::: INPUT MATERIAL :::
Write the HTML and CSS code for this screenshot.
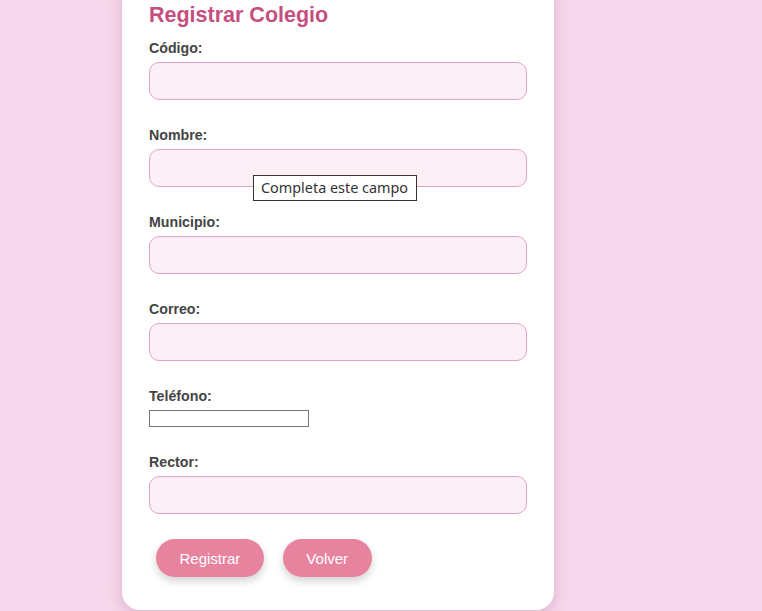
FILE: index.html
```html
<!DOCTYPE html>
<html lang="es">
<head>
<meta charset="utf-8">
<title>Registrar Colegio</title>
<link rel="stylesheet" href="styles.css">
</head>
<body>
<div class="card">
  <h2 class="title">Registrar Colegio</h2>
  <form class="form">
    <label class="label" for="codigo">Código:</label>
    <input class="field" id="codigo" type="text">
    <div class="group-tip">
      <label class="label" for="nombre">Nombre:</label>
      <input class="field" id="nombre" type="text">
      <div class="tooltip">Completa este campo</div>
    </div>
    <label class="label" for="municipio">Municipio:</label>
    <input class="field" id="municipio" type="text">
    <label class="label" for="correo">Correo:</label>
    <input class="field" id="correo" type="email">
    <label class="label" for="telefono">Teléfono:</label>
    <input class="field-plain" id="telefono" type="tel">
    <label class="label" for="rector">Rector:</label>
    <input class="field" id="rector" type="text">
    <div class="actions">
      <button class="btn btn-wide" type="submit">Registrar</button>
      <button class="btn" type="button">Volver</button>
    </div>
  </form>
</div>
</body>
</html>
```
FILE: styles.css
```css
html, body {
  margin: 0;
  padding: 0;
  height: 611px;
  overflow: hidden;
}
body {
  background: #f7d7eb;
  font-family: "Liberation Sans", Arial, sans-serif;
}
.card {
  box-sizing: border-box;
  width: 432px;
  margin: -20px 0 0 122px;
  padding: 23px 27px 33px;
  background: #ffffff;
  border-radius: 18px;
  box-shadow: 0 4px 14px rgba(170, 110, 150, 0.35);
}
.title {
  margin: 0 0 12px;
  font-size: 21.5px;
  line-height: 25px;
  font-weight: bold;
  color: #c54f7e;
}
.form {
  display: flex;
  flex-direction: column;
  align-items: flex-start;
}
.group-tip {
  position: relative;
  display: flex;
  flex-direction: column;
  align-items: flex-start;
  width: 100%;
}
.label {
  display: block;
  font-size: 14.2px;
  line-height: 17px;
  font-weight: bold;
  color: #444444;
  margin-bottom: 5px;
}
.field {
  box-sizing: border-box;
  width: 100%;
  height: 38px;
  margin: 0 0 27px;
  padding: 8px 12px;
  border: 1px solid #e3a3c6;
  border-radius: 10px;
  background: #fcf0f6;
  font: inherit;
  outline: none;
}
.field-plain {
  box-sizing: border-box;
  width: 160px;
  height: 17px;
  margin: 0 0 27px;
  padding: 0 2px;
  border: 1px solid #767676;
  background: #ffffff;
  outline: none;
}
.tooltip {
  position: absolute;
  left: 104px;
  top: 48px;
  box-sizing: border-box;
  height: 26px;
  padding: 0 8px 0 7px;
  border: 1px solid #333333;
  background: #ffffff;
  color: #333333;
  font-family: "Noto Sans", "Open Sans", sans-serif;
  font-size: 14.4px;
  line-height: 24px;
  white-space: nowrap;
}
.actions {
  display: flex;
  gap: 19px;
  margin: -2px 0 0 7px;
}
.btn {
  box-sizing: border-box;
  height: 38px;
  padding: 0 23.5px;
  border: none;
  border-radius: 19px;
  background: #e8839f;
  color: #ffffff;
  font-family: "Liberation Sans", Arial, sans-serif;
  font-size: 15px;
  box-shadow: 0 4px 8px rgba(0, 0, 0, 0.18);
  cursor: pointer;
}
```
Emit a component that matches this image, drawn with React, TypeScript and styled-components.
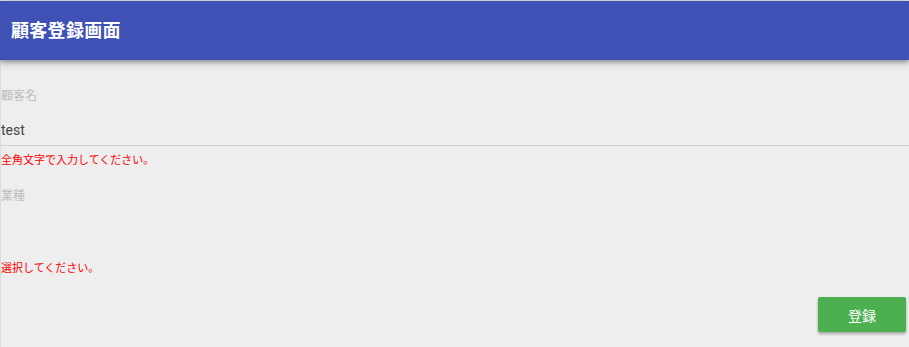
:::
◆ **TASK INSTRUCTIONS**
Extract the full listing exactly, with the pictures left out.

◆ **SOLUTION TO THIS PROBLEM**
Write the HTML and CSS code for this screenshot.
FILE: index.html
```html
<!DOCTYPE html>
<html lang="es">
<head>
<meta charset="utf-8">
<title>Registrar Colegio</title>
<link rel="stylesheet" href="styles.css">
</head>
<body>
<div class="card">
  <h2 class="title">Registrar Colegio</h2>
  <form class="form">
    <label class="label" for="codigo">Código:</label>
    <input class="field" id="codigo" type="text">
    <div class="group-tip">
      <label class="label" for="nombre">Nombre:</label>
      <input class="field" id="nombre" type="text">
      <div class="tooltip">Completa este campo</div>
    </div>
    <label class="label" for="municipio">Municipio:</label>
    <input class="field" id="municipio" type="text">
    <label class="label" for="correo">Correo:</label>
    <input class="field" id="correo" type="email">
    <label class="label" for="telefono">Teléfono:</label>
    <input class="field-plain" id="telefono" type="tel">
    <label class="label" for="rector">Rector:</label>
    <input class="field" id="rector" type="text">
    <div class="actions">
      <button class="btn btn-wide" type="submit">Registrar</button>
      <button class="btn" type="button">Volver</button>
    </div>
  </form>
</div>
</body>
</html>
```
FILE: styles.css
```css
html, body {
  margin: 0;
  padding: 0;
  height: 611px;
  overflow: hidden;
}
body {
  background: #f7d7eb;
  font-family: "Liberation Sans", Arial, sans-serif;
}
.card {
  box-sizing: border-box;
  width: 432px;
  margin: -20px 0 0 122px;
  padding: 23px 27px 33px;
  background: #ffffff;
  border-radius: 18px;
  box-shadow: 0 4px 14px rgba(170, 110, 150, 0.35);
}
.title {
  margin: 0 0 12px;
  font-size: 21.5px;
  line-height: 25px;
  font-weight: bold;
  color: #c54f7e;
}
.form {
  display: flex;
  flex-direction: column;
  align-items: flex-start;
}
.group-tip {
  position: relative;
  display: flex;
  flex-direction: column;
  align-items: flex-start;
  width: 100%;
}
.label {
  display: block;
  font-size: 14.2px;
  line-height: 17px;
  font-weight: bold;
  color: #444444;
  margin-bottom: 5px;
}
.field {
  box-sizing: border-box;
  width: 100%;
  height: 38px;
  margin: 0 0 27px;
  padding: 8px 12px;
  border: 1px solid #e3a3c6;
  border-radius: 10px;
  background: #fcf0f6;
  font: inherit;
  outline: none;
}
.field-plain {
  box-sizing: border-box;
  width: 160px;
  height: 17px;
  margin: 0 0 27px;
  padding: 0 2px;
  border: 1px solid #767676;
  background: #ffffff;
  outline: none;
}
.tooltip {
  position: absolute;
  left: 104px;
  top: 48px;
  box-sizing: border-box;
  height: 26px;
  padding: 0 8px 0 7px;
  border: 1px solid #333333;
  background: #ffffff;
  color: #333333;
  font-family: "Noto Sans", "Open Sans", sans-serif;
  font-size: 14.4px;
  line-height: 24px;
  white-space: nowrap;
}
.actions {
  display: flex;
  gap: 19px;
  margin: -2px 0 0 7px;
}
.btn {
  box-sizing: border-box;
  height: 38px;
  padding: 0 23.5px;
  border: none;
  border-radius: 19px;
  background: #e8839f;
  color: #ffffff;
  font-family: "Liberation Sans", Arial, sans-serif;
  font-size: 15px;
  box-shadow: 0 4px 8px rgba(0, 0, 0, 0.18);
  cursor: pointer;
}
```
Emit a component that matches this image, drawn with React, TypeScript and styled-components.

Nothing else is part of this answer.